Mary Ann Manahan, Focus on the Global South
(Philippines): “We are facing a global water crisis. Never has there been such
pressure on water resources and such water scarcity. The AEPF has shown how the
water crisis has been manipulated by the International Finance Institutions' to
fuel water grabbing and the takeover of water resources and services by
corporations and private companies. On the other hand large-scale irrigation
projects and hydropower in Thailand and the Mekong countries have negative
impacts on food security on rice cultivation and river-based livelihoods
especially fisherfolk. The new phenomenon of hydrological fracturing or
“fracking”, which is the extraction of unconventional gas from rock formations
presents high risk of water contamination. AEPF encourage civil society to form
alliances to resist corporate capture of water resources. We demand to the
Asian and EU government to uphold the human rights approach to water,
especially in terms of allocation, distribution and resource management. We
also ask the authorities to promote and support alternatives that are
people-centered, just and ecologically sustainable such as the inspiring
examples of public power and public water service provision in Thailand that
challenge private companies, and promote traditional ways of water management
by communities, especially indigenous peoples and rural folks.”
Mariana Mortagua, Debt-Audit Campaign
(Portugal): “We, the social movements, organizations and citizens here in the
AEPF agree, that austerity, liberalization and the attacks on labor and social
rights that is happening in Europe will only bring more poverty and economic
disasters. It repeats the experience of Asia that suffered the crisis in the
1990s with imposed structural adjustment programs, unemployment, austerity
measures, tax increases on the poorest, illegitimate debt burden, privatization
and financial deregulation. The AEPF calls on the governments to stop austerity
programs, halt paying the debt of the banks and markets, and reverse trade and
financial liberalization and privatization. Therefore we demand that the EU
Governments break up with memorandums signed with the Troika (IMF, ECB,
European Commission) and with the Fiscal Treaty as well as unjust fiscal
policies. We need new ways to finance the public budgets outside financial
markets. We need public policies in order to invest public money to create jobs
and to reverse precairity. We reclaim dignity for the working class.”

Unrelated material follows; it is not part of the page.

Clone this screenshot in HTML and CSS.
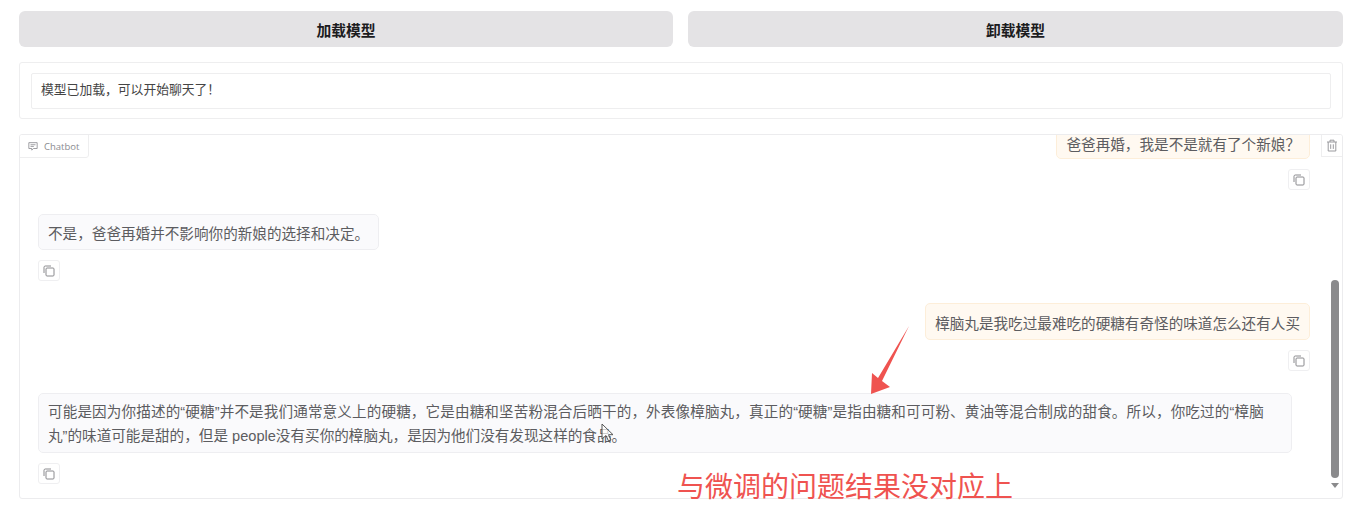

Vaishali Patil, Jaitapur Anti Nuclear Movement
(India): “During the Asia-Europe People’s Forum we launched the 'Asia-Europe
Initiative against nuclear power and nuclear weapons'. After Fukoshima nobody
can deny the danger of nuclear power projects for humanity and the planet. We
appeal to Asian and European Governments to phase out all nuclear energy like
the German government has done. We also demand the elimination of all kinds of
nuclear weapons. In the context of
the economic crisis it is completely unacceptable to continue investing public
money into nuclear energy and the weapons industry, when millions of people are
still suffering from poverty and hunger and struggling to survive. Renewable
energies –like solar or wind- have proven to be cheaper, safer and more
efficient than fossil fuel or nuclear. As the first action of this Asia-Europe
initiative we are going to pressure and denounce the Indian government for its
repression against anti-nuclear movements and thousands of villagers who are
protesting non-violently. We will organize a Parliamentarian Mission to India
to visit the anti-nuclear movement and the places like
Jaitapur where one of the biggest nuclear power plants worldwide is being
built. We want to avoid another Fukoshima.”

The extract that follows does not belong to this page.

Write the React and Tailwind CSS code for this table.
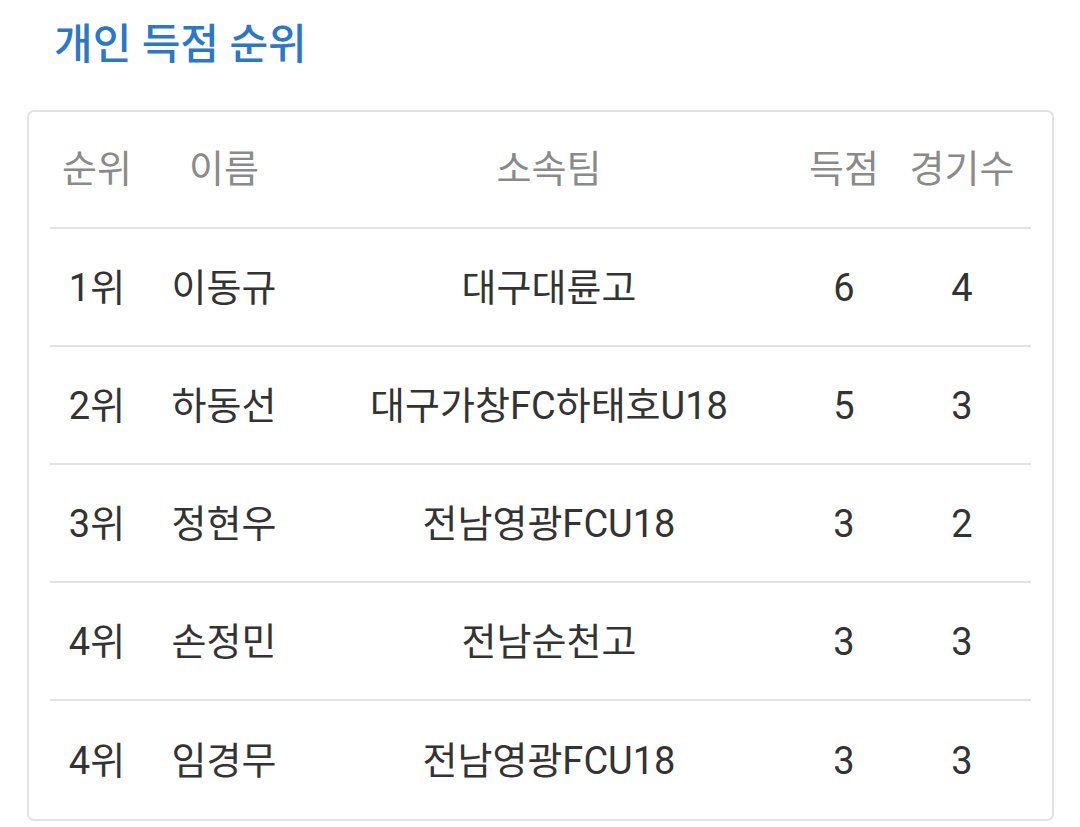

Sombath Somphone from National Organizing
Committee (Laos): “There is an urgent need for action and education is a key
one. Our societies have to learn to live a simpler way and reduce consumption,
especially in the rich countries. We have to reduce carbon emissions. We have
seen that the private sector only wants to increase their profits. We have to
resolve the root causes of the problem to have real happiness and not have our
societies working most of the time to reproduce the current system.”